A treadmill elicits a silenced thudding when one’s foot strikes against the polymer strip. There is a crashing and contest of tertiary bodies, a fragile contraption supporting an awkward one as the runner jumbles electrons in their legs to escape the delta of the strip. Gabe couldn’t keep up with the demand of the strip and was launched into a detached door, smashed hard against the split pine. His body became a rogue orbit that was slung by the universe into cataclysm.
One time, Gabe found himself trapped under the maw of this machine, a robotnik seizing its autonomy. It grinded on his skin and tried to rip the fat off of him; it tenderized him and made him fear running in place. It squealed over his cries. There was no droning pound of foot on strip, but a stripping of foot as his ankle was caught in an awkward erection under the front of the treadmill. Luckily, that day, it was at 6 mph. The same thing that pulled him under the machine also saved him from a fearsome one.

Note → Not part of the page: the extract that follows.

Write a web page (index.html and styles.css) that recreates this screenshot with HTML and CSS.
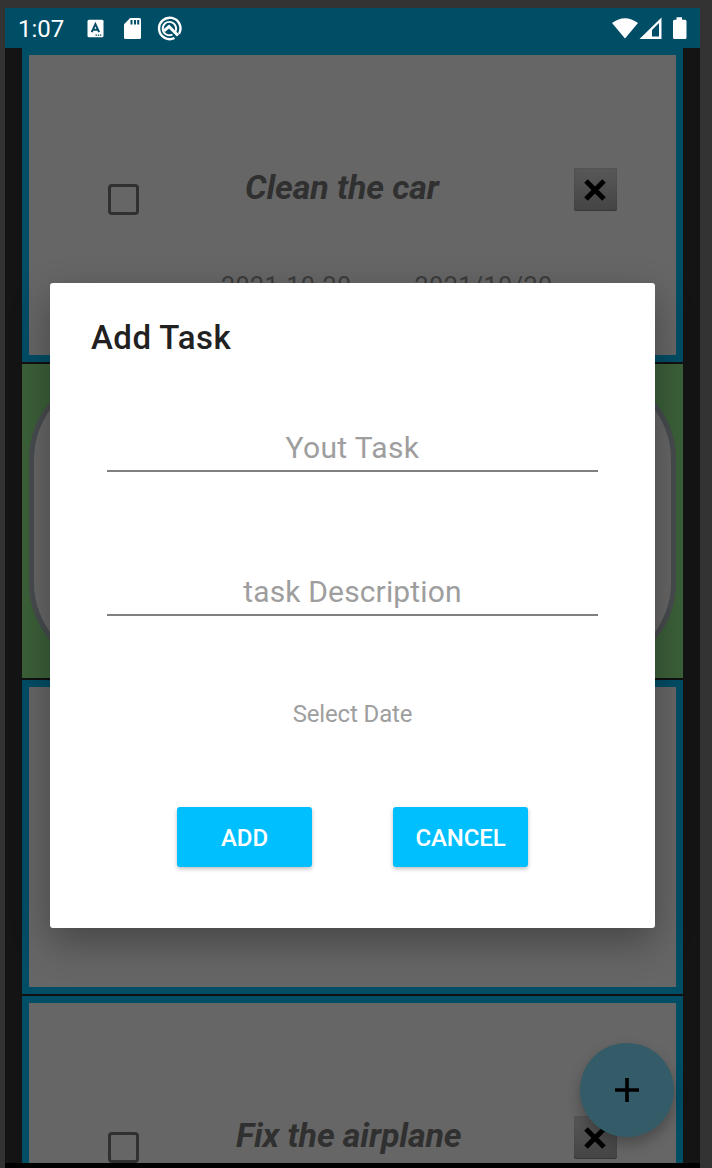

Most of the time, though, when he is running, the thudding cannot be heard, like the screaming of a hundred lost souls between two continents. He is just blaring music in his ear to pacify and sanctify this endeavor to move forward whilst constantly being thrown back, and yet finding oneself never moving. When the music plays too long and too loud, he releases himself from the machine and the thudding plays back to him in his head, a punching at the skull from the brain. But his forehead never caves in because of the equal force applied by the outside world. The world fights at the ears and the eyes.

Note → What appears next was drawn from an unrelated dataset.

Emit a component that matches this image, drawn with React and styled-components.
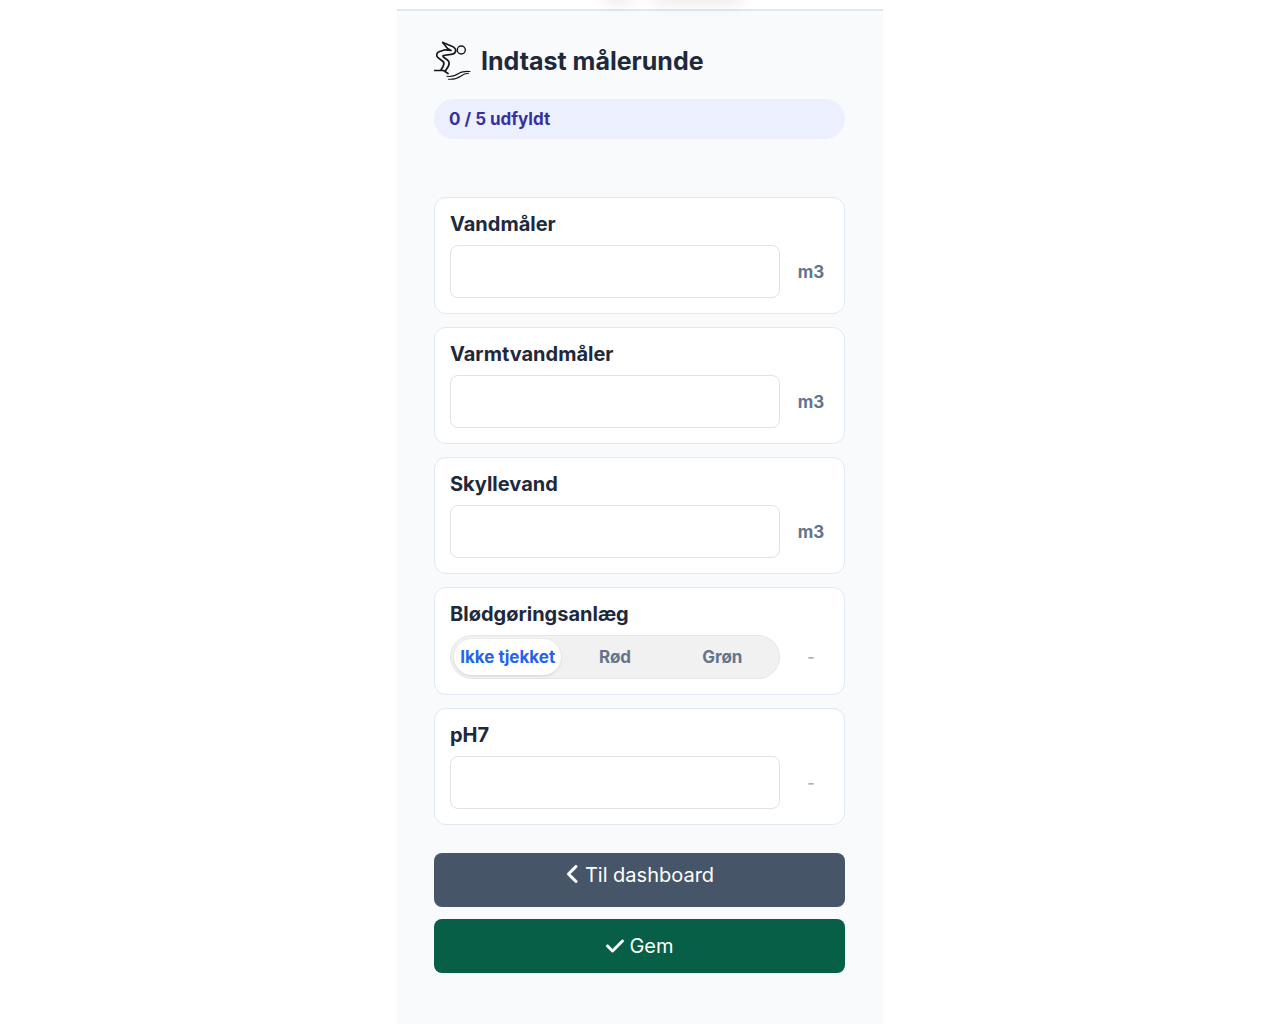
import React, { useState } from 'react'
import styled, { createGlobalStyle } from 'styled-components';
import { FaCheck, FaChevronLeft } from 'react-icons/fa6';

const GlobalStyle = createGlobalStyle`
    * {
        box-sizing: border-box;
    }

    body {
        margin: 0;
        background-color: white;
        color: #1e293b;
        font-family: Inter, sans-serif;
    }
`;

const Root = styled.div`
    position: relative;
    display: flex;
    flex-direction: column;
    max-width: 486px;
    min-height: 100vh;
    margin: 0 auto;
    overflow: hidden;
    background-color: #f8fafc;
`;

const TopBar = styled.header`
    height: 11px;
    background-color: white;
    border-bottom: 2px solid #e2e8f0;
`;

const TopBarShadow = styled.span`
    position: absolute;
    top: -20px;
    left: ${props => props.$left};
    width: ${props => props.$width};
    height: 20px;
    border-radius: 10px;
    box-shadow: 0 4px 16px rgba(0, 0, 0, 0.08);
`;

const Content = styled.main`
    padding: 28px 38px 28px 37px;
`;

const Header = styled.div`
    display: flex;
    align-items: center;
    gap: 10px;
    height: 44px;
`;

const Title = styled.h1`
    margin: 0;
    font-size: 25px;
    line-height: 32px;
    font-weight: 700;
`;

const Progress = styled.div`
    margin: 16px 0 58px;
    padding: 8px 15px;
    border-radius: 20px;
    background-color: #ecf0fe;
    color: #3730a3;
    font-size: 17px;
    line-height: 24px;
    font-weight: 700;
`;

const Form = styled.form`
    display: flex;
    flex-direction: column;
    gap: 13px;
`;

const Card = styled.div`
    padding: 16px 15px 15px;
    border: 1px solid #e2e8f0;
    border-radius: 12px;
    background-color: white;
`;

const CardTitle = styled.label`
    display: block;
    margin-bottom: 11px;
    font-size: 20px;
    line-height: 20px;
    font-weight: 700;
`;

const CardRow = styled.div`
    display: flex;
    align-items: center;
    gap: 13px;
`;

const ReadingInput = styled.input`
    flex: 1;
    min-width: 0;
    height: 53px;
    padding: 0 14px;
    border: 1px solid #e2e2e6;
    border-radius: 8px;
    background-color: white;
    color: inherit;
    font: inherit;
    font-size: 20px;
`;

const Unit = styled.span`
    width: 36px;
    color: ${props => props.$empty ? '#a8b0bb' : '#64748b'};
    font-size: 17px;
    font-weight: ${props => props.$empty ? 500 : 700};
    text-align: center;
`;

const Segments = styled.div`
    display: flex;
    flex: 1;
    height: 44px;
    padding: 3px;
    border: 1px solid #e5e7eb;
    border-radius: 22px;
    background-color: #f1f1f2;
`;

const Segment = styled.label`
    flex: 1 1 0;
    min-width: 0;
    border-radius: 18px;
    color: #64748b;
    font-size: 17px;
    line-height: 36px;
    font-weight: 700;
    text-align: center;
    white-space: nowrap;
    cursor: pointer;

    &:has(input:checked) {
        background-color: white;
        color: #2563eb;
        box-shadow: 0 1px 3px rgba(0, 0, 0, 0.12);
    }

    input {
        position: absolute;
        opacity: 0;
        pointer-events: none;
    }
`;

const Actions = styled.div`
    display: flex;
    flex-direction: column;
    gap: 12px;
    margin-top: 15px;
`;

const BackLink = styled.a`
    display: flex;
    justify-content: center;
    gap: 3px;
    height: 54px;
    padding-top: 10px;
    border-radius: 8px;
    background-color: #475569;
    color: white;
    font-size: 20px;
    line-height: 24px;
    text-decoration: none;

    svg {
        width: 17px;
        margin-top: 1px;
        stroke: currentColor;
        stroke-width: 16;
    }
`;

const SaveButton = styled.button`
    display: flex;
    align-items: center;
    justify-content: center;
    gap: 4px;
    height: 54px;
    border: none;
    border-radius: 8px;
    background-color: #065f46;
    color: white;
    font-family: inherit;
    font-size: 20px;
    cursor: pointer;

    svg {
        stroke: currentColor;
        stroke-width: 12;
    }
`;

const meters = [
    { id: 'vand', name: 'Vandmåler', unit: 'm3' },
    { id: 'varmtvand', name: 'Varmtvandmåler', unit: 'm3' },
    { id: 'skyllevand', name: 'Skyllevand', unit: 'm3' },
    { id: 'bloed', name: 'Blødgøringsanlæg', options: ['Ikke tjekket', 'Rød', 'Grøn'] },
    { id: 'ph7', name: 'pH7' },
];

const DiverLogo = () => (
    <svg width="37" height="44" viewBox="0 0 37 44" fill="none" stroke="#17181c" strokeWidth="1.7" strokeLinecap="round" strokeLinejoin="round" aria-hidden="true">
        <circle cx="27.3" cy="11" r="4" strokeWidth="1.4" />
        <path d="M8.800 3.500L18.500 7.500C21 8.500 22.500 11 21.200 13.200C20.500 14.700 19 15.300 17 15.300L9.500 16.500C8.500 16.800 9 17.600 9.800 18.300L14 21.500C15.800 23.200 15.300 25 14.500 27L11.500 31.800" />
        <path d="M8.800 3.500L13.500 9.500L17 11.500L11 10.800L5 12.700C2.500 13.700 2 16.500 3.700 18.300L9 22.500C10.500 23.800 10 25.500 9.200 27L7 31" />
        <path d="M0.500 31.500H9.500L14 34.500" />
        <path d="M12.800 37.300C19 38 22 36.500 25.500 34C28.500 32 32 32.300 36 32.500M14.500 40.200C20 40.800 23.500 39.500 27 37C29.500 35 32 34.300 34.500 34.200" strokeWidth="1.1" />
    </svg>
);

const MeterItem = ({ meter, value, onChange }) => (
    <Card>
        <CardTitle
            as={meter.options ? 'div' : 'label'}
            id={`${meter.id}-label`}
            htmlFor={meter.options ? undefined : meter.id}
        >
            {meter.name}
        </CardTitle>
        <CardRow>
            {meter.options ? (
                <Segments role="radiogroup" aria-labelledby={`${meter.id}-label`}>
                    {meter.options.map(option => (
                        <Segment key={option}>
                            <input
                                type="radio"
                                name={meter.id}
                                value={option}
                                checked={(value || meter.options[0]) === option}
                                onChange={onChange}
                            />
                            {option}
                        </Segment>
                    ))}
                </Segments>
            ) : (
                <ReadingInput id={meter.id} inputMode="decimal" value={value || ''} onChange={onChange} />
            )}
            <Unit $empty={!meter.unit}>{meter.unit || '-'}</Unit>
        </CardRow>
    </Card>
);

const App = () => {

    const [values, setValues] = useState({});

    const filled = meters.filter(({ id, options }) => values[id] && values[id] !== options?.[0]).length;

    const handleChange = (id) => (event) => {
        setValues({ ...values, [id]: event.target.value });
    }

    const handleSubmit = (event) => {
        event.preventDefault();
    }

    return (
        <>
            <GlobalStyle />
            <Root>
                <TopBar>
                    <TopBarShadow $left="42%" $width="34px" />
                    <TopBarShadow $left="52%" $width="96px" />
                </TopBar>
                <Content>
                    <Header>
                        <DiverLogo />
                        <Title>Indtast målerunde</Title>
                    </Header>
                    <Progress>{filled} / {meters.length} udfyldt</Progress>
                    <Form onSubmit={handleSubmit}>
                        {meters.map(meter => (
                            <MeterItem
                                key={meter.id}
                                meter={meter}
                                value={values[meter.id]}
                                onChange={handleChange(meter.id)}
                            />
                        ))}
                        <Actions>
                            <BackLink href="#dashboard"><FaChevronLeft />Til dashboard</BackLink>
                            <SaveButton type="submit"><FaCheck />Gem</SaveButton>
                        </Actions>
                    </Form>
                </Content>
            </Root>
        </>
    )
}

export default App;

He sees what he is not. He is not a plastic-sealed, made for TV, aesthetic commodity of a man that has a geometry of perfect squares and angles to them; he is more a like a celestial body being thrown out of orbit by a rapacious treadmill. His biometrics are revelatory, his immune system the Cold War debutante, his strength a hairless Sampson. Yet, somehow, he is also permanently aware of which hole his belt buckles into. He is aware of the tension of fabric on his skin and he knows more than most men the way a body contours and interplays between astronomy and geometry. He has felt his loathing bubble in his throat in the middle of a run and make rancid offensive smells. He has taught himself to push them back down because if he does not run until his soles has been scraped thin, then he may as well not have ran.
He is unwilling to wait for his stomach to settle. He is very untrusting of the body’s communication skills. It is out to get him. It has Trojan horses hiding in his fitness, flaccid fat cells frantically fighting to fuck him. Fuck him at the Shakespearean defeats in the cafeteria. Fuck him when he goes to have “one last hurrah” and then he consumes a planet of food. Then it fucks him when that planet becomes a supernova and bursts, a pinprick singularity releasing loathing and consuming him with a black hole mind, reminding him:
He is forever running forward whilst being thrown back, and constantly being held in place.
He kept running, though, because one time in middle school he asked an acquaintance how to be attractive to women, and he was handed a comprehensive itemized list, 30 or so suggestions, with the 1st priority objective reading in glaring letters “Lose 80 lbs!”
At that age, that’s almost an entire person.
He thinks his eye blinks the way it does, and it does so in a way that is particularly sudden and hard, because the world is stinging. His hearing has been steadily going for years, but he theorizes that it’s just trying to hush out the backhand positivity. He takes what he wants to hear and accepts it, because he wants to take a break from running so much. He broke his knee from running so much. It was the same summer he drunkenly rambled on about how he was 175lbs of muscle just to discover that he was 210lbs of mistaken anguish. He ran with that knee until he was 168lbs of optimism and ran those fearsome speeds on that treadmill. He did, he was so brilliant. And then whenever he got off that treadmill, he limped because his knee was a geometrical equation trying to find the distance between the splinters of his cracked joints.
He could barely walk. He cried sometimes from how painful it was. His leg almost became unusable, just being thrown ahead of him, hoping to catch pavement so that he can drag himself forward. It wasn’t a hot pain, it was like white fire, and it was ice in the form of fragmentation grenades with nails belting again the lower right quadrant of his patella. It was a geyser of freezing water. He bathed in ice, which somehow hurt less because at least he could brave the gravity of Motion.
He thought it was worth it. He thought, ‘I may be in pain, but at least one day I will be desirable’. He was pretty poorly educated in the currency of affection. He was pretty reserved. He found solace in books, in thoughts, in non-physical things, in non-breaking things. In asking the surgeon the science of a menistoctemy and what the recovery process looked like. He was anxious about whether his optimism would be raped by the fat cells, lurking and rapacious. He worried about the tightness of his belt and how it would creep to his throat. That belt would latch onto the polymer of a fearsome treadmill, and then it will drag him under.
He remembers when he first set out to fight his own body and he was thrown, like Icarus, back onto the world for his hubris, for defying gravity, for defying the words of Newton, spoken to him like everyone woman he’s ever fallen for. Every time he steps on a treadmill, his scars glares at him and he confronts the swollen mass in the mirror, and he runs to battle once again.